> _Exercise prompt_: Below this line is the material. Write out only its lines from the one containing "Reproduce this screenshot with Vue 3." through the one containing "The picture is", both kept, exactly.

> _Extracted data_:

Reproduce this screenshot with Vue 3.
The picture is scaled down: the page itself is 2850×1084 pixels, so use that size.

==

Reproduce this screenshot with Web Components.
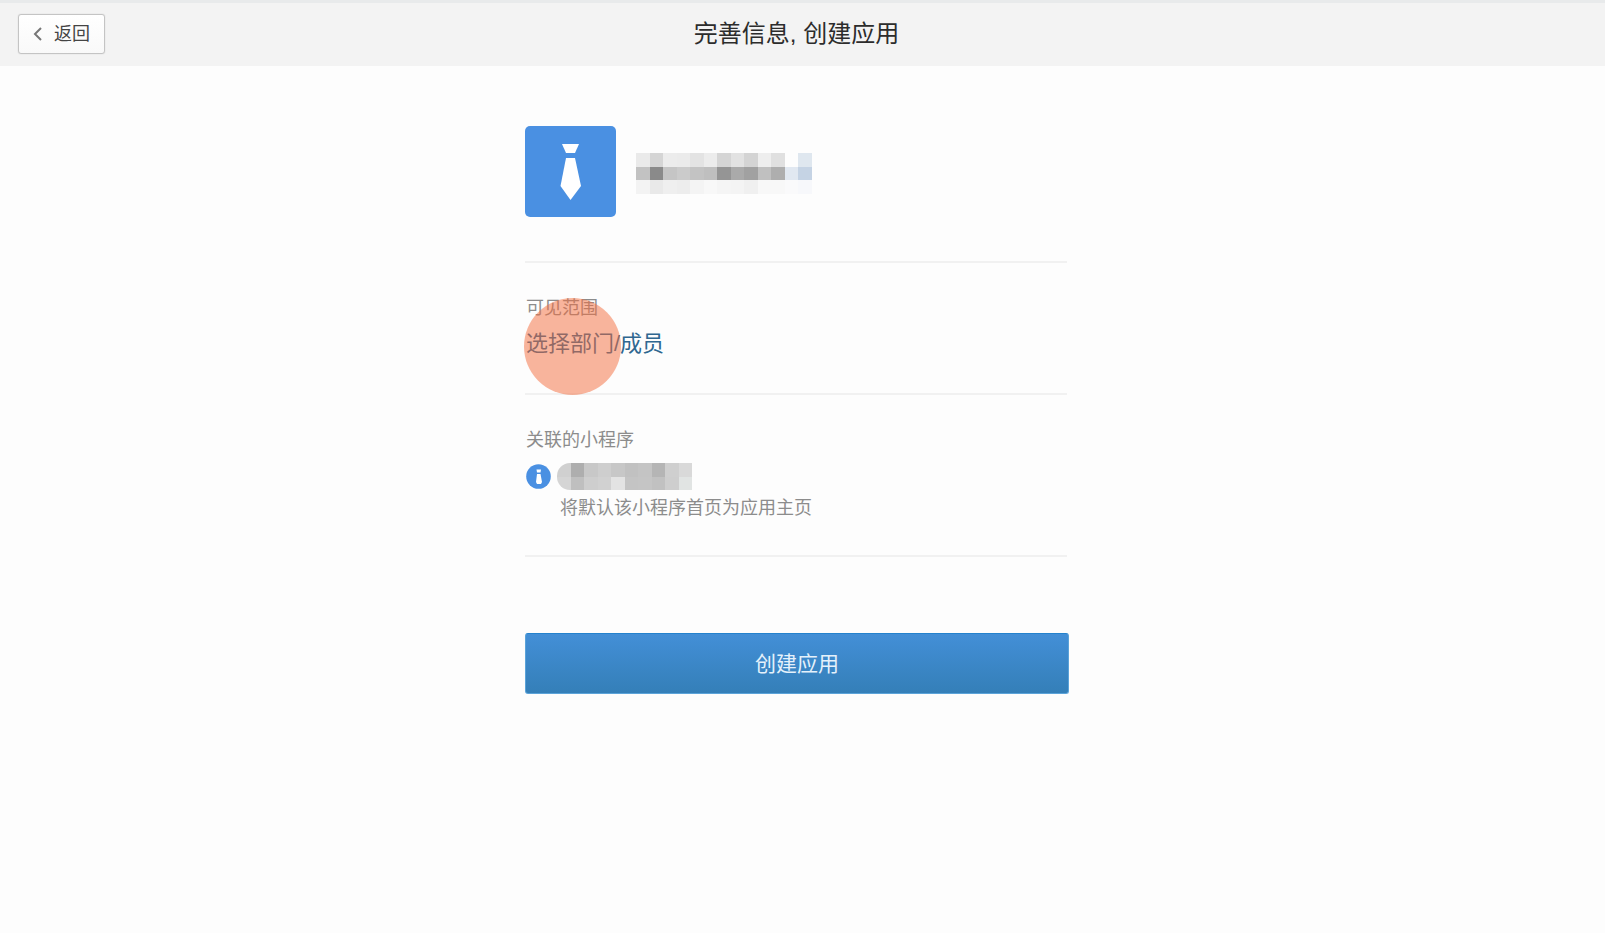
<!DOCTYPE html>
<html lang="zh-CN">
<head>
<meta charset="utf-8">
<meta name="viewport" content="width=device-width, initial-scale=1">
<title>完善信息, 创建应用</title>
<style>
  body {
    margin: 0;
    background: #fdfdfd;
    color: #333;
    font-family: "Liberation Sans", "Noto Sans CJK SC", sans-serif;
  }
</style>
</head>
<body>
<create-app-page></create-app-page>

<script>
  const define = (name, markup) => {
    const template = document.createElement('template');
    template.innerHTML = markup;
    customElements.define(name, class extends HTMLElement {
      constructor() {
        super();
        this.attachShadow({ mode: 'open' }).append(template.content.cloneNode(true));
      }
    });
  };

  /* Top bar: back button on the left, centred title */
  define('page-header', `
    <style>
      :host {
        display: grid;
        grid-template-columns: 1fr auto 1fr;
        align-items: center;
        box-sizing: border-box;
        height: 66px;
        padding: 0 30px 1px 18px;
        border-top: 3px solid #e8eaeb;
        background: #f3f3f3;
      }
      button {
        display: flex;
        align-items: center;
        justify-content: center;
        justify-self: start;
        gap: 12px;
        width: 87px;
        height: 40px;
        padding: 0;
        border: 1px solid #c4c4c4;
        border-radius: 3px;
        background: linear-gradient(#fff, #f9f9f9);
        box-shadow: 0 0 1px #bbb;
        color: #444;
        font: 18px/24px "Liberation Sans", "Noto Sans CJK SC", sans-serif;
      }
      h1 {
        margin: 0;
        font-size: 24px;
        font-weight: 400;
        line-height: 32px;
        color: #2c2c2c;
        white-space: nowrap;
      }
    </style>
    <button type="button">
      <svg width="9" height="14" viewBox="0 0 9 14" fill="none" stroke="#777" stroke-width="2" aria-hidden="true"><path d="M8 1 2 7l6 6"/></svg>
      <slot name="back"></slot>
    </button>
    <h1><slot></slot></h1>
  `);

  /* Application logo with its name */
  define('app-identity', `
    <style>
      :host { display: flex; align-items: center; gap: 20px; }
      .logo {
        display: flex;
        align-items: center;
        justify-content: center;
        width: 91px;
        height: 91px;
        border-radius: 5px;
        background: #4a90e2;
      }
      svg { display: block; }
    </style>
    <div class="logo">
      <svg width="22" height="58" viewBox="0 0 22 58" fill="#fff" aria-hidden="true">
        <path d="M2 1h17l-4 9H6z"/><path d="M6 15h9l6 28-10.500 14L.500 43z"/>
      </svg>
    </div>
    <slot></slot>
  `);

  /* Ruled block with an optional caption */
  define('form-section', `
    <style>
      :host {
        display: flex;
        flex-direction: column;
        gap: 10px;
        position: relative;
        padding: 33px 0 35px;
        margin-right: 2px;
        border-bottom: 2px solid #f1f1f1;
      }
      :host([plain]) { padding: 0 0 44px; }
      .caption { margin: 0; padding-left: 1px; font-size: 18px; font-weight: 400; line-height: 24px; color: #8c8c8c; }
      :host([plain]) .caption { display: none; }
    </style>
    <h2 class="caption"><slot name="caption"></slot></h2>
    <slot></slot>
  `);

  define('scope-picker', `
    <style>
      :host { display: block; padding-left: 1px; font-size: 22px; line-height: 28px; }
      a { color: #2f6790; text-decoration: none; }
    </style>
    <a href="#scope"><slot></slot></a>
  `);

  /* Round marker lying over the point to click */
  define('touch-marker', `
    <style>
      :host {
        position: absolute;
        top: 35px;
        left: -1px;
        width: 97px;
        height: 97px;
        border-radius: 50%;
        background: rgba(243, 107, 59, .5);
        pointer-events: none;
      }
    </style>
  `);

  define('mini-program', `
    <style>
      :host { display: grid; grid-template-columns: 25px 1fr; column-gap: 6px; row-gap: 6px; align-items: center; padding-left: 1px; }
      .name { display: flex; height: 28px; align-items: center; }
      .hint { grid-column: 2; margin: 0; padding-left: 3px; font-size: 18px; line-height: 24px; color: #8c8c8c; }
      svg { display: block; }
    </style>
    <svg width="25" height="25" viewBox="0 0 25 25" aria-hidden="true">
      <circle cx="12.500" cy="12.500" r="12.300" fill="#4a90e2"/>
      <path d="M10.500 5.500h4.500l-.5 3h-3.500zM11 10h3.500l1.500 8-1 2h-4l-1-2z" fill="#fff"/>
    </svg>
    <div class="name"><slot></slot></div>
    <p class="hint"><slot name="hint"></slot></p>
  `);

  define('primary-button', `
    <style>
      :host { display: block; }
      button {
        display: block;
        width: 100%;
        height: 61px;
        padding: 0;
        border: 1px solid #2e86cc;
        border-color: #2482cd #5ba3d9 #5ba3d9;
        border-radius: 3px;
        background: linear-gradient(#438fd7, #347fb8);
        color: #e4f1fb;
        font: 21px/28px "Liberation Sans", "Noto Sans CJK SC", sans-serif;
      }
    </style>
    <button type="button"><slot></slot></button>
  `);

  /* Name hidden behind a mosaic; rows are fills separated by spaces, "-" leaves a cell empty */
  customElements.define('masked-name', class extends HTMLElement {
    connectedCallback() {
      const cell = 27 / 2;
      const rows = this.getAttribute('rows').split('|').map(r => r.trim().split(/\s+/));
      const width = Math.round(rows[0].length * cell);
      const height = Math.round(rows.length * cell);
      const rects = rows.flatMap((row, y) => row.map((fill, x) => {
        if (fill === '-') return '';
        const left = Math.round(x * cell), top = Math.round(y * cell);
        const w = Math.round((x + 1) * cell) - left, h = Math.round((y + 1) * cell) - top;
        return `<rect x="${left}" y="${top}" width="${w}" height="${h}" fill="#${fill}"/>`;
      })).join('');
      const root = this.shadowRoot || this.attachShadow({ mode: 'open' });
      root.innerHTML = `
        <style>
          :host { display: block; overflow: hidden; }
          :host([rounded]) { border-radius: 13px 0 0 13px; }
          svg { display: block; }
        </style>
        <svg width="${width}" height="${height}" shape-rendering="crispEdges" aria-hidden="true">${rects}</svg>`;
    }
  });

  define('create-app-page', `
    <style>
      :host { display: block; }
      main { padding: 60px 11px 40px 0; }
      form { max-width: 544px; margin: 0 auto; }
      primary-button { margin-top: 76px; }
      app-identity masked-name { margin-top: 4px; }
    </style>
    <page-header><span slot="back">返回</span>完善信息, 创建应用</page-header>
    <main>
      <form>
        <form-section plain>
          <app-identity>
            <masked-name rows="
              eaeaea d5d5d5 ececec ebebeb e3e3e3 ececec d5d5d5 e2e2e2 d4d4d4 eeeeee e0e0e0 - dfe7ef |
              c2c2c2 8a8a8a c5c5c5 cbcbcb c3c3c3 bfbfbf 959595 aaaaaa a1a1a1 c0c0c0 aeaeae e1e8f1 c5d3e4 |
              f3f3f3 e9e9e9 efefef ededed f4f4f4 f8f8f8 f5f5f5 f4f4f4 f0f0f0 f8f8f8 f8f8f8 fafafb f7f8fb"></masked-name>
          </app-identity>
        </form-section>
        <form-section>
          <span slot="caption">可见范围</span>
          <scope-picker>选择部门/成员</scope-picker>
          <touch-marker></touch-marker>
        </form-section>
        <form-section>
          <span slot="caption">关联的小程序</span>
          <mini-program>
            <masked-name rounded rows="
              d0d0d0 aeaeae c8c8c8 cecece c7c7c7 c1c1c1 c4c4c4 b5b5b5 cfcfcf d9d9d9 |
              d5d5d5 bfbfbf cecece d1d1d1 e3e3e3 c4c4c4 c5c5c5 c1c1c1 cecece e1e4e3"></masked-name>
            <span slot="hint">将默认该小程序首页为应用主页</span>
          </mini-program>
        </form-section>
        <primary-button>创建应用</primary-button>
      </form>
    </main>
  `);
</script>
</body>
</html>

...

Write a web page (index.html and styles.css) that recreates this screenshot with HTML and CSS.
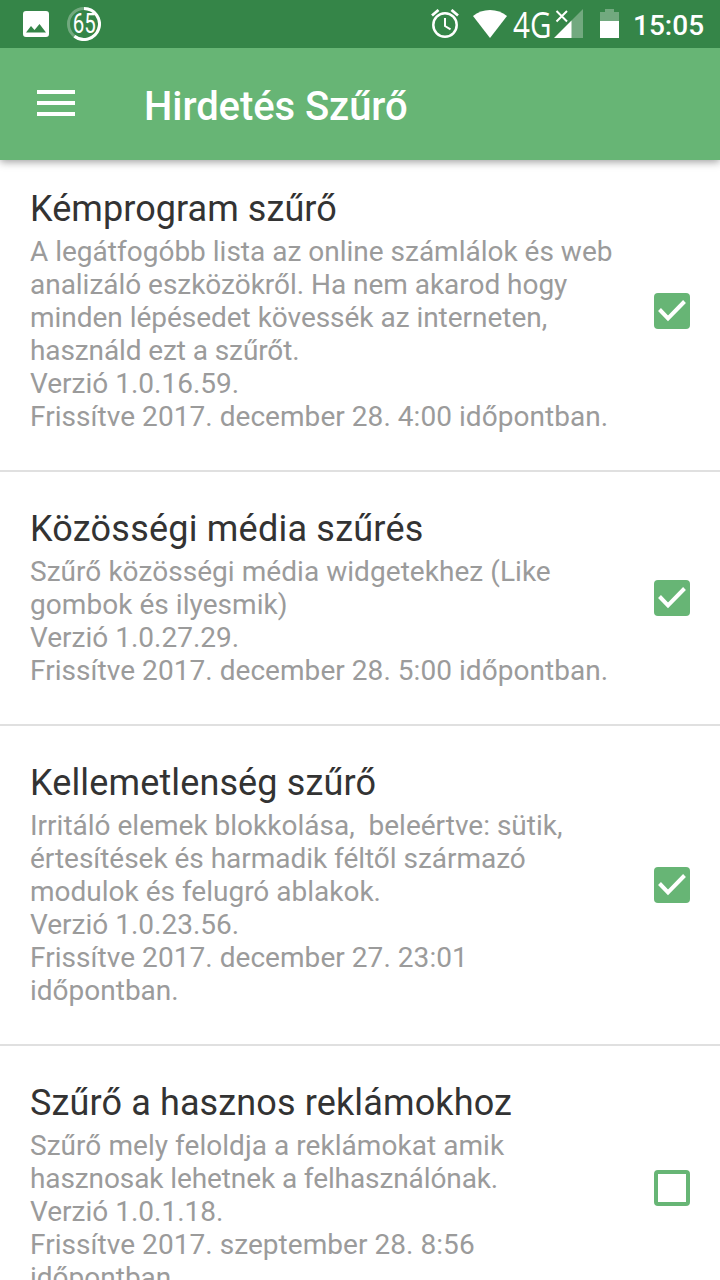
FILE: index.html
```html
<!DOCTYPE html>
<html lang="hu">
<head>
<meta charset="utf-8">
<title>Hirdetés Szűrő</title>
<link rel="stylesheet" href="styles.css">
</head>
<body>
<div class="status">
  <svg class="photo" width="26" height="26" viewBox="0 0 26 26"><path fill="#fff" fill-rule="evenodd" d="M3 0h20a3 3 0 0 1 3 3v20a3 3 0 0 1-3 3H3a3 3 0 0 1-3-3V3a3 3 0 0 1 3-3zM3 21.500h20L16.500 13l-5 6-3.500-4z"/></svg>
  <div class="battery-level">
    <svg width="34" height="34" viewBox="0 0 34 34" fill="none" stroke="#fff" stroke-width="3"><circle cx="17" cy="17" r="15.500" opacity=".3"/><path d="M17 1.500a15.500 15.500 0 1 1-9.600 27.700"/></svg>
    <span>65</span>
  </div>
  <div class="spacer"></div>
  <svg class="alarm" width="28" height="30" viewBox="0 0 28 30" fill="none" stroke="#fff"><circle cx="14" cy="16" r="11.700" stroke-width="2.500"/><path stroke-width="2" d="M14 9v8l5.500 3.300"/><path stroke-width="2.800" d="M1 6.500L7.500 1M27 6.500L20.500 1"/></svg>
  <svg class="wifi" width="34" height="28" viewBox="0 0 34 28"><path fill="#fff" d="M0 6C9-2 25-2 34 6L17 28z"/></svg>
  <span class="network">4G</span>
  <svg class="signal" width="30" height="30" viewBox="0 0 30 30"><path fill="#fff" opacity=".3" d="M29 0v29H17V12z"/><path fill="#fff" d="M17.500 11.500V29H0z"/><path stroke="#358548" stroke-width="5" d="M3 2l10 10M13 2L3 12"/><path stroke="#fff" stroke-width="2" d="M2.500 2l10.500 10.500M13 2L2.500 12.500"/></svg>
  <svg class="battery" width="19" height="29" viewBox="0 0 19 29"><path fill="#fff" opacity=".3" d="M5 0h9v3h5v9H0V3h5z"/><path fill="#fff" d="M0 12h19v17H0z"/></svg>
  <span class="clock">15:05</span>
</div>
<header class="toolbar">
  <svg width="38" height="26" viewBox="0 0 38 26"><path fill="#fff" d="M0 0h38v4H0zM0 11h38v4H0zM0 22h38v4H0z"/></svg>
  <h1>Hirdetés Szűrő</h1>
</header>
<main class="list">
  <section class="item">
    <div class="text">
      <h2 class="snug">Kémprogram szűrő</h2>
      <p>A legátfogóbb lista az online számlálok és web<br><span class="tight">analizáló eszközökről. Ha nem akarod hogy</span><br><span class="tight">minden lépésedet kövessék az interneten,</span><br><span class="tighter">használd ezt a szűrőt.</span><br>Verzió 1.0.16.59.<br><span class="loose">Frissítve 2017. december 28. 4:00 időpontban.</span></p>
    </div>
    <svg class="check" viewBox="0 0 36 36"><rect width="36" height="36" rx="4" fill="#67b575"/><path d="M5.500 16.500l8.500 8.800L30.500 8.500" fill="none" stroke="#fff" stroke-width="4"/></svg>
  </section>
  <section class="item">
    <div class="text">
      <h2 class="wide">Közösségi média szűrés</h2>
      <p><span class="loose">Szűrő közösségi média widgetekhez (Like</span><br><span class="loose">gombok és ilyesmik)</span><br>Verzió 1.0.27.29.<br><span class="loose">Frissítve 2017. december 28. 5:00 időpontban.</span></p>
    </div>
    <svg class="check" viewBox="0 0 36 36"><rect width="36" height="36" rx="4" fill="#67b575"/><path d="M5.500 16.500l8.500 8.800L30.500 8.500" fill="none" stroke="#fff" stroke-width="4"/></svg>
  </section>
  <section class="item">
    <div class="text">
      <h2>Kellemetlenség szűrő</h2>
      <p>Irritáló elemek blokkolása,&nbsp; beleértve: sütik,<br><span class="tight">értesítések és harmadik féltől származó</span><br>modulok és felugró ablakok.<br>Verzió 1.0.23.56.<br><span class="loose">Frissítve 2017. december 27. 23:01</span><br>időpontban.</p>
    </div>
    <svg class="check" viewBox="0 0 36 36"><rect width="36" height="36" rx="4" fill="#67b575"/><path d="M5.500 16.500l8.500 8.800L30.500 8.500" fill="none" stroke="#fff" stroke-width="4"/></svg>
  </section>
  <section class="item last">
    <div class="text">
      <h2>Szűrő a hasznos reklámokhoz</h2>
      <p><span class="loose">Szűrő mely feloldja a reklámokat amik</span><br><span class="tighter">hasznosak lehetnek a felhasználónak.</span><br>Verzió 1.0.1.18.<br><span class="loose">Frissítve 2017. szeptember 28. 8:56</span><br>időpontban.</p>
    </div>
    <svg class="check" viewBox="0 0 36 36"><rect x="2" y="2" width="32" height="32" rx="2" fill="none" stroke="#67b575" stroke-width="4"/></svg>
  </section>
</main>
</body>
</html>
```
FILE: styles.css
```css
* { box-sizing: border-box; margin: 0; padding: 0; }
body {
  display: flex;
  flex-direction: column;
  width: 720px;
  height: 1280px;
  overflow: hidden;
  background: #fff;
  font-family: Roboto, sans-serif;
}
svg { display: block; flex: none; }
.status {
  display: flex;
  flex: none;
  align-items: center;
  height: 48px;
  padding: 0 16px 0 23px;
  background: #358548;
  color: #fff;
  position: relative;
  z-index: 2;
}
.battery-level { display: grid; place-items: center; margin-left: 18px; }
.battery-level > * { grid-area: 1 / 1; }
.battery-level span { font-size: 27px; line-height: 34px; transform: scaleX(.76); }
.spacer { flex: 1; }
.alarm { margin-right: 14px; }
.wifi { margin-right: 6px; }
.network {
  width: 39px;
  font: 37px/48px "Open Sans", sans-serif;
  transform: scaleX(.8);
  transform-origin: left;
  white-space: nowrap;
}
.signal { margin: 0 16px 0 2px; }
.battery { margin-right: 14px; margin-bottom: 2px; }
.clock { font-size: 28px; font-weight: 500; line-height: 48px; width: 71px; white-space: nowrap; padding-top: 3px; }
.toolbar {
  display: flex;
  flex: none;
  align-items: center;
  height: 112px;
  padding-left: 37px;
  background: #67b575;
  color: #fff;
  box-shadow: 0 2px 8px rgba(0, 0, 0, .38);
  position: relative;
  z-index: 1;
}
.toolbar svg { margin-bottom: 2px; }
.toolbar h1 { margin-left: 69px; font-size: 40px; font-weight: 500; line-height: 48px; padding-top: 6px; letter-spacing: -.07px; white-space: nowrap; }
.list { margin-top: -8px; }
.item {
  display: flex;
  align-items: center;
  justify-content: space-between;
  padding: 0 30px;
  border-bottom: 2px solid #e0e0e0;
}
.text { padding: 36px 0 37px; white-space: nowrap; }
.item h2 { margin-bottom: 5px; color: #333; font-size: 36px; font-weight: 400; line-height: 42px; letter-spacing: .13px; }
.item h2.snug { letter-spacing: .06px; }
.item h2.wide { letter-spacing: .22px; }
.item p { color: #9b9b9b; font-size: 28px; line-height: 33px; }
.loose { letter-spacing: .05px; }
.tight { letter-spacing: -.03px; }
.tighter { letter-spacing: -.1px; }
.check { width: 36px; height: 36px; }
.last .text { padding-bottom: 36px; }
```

> _Response for this exercise_:
Reproduce this screenshot with Vue 3.
The picture is scaled down: the page itself is 2850×1084 pixels, so use that size.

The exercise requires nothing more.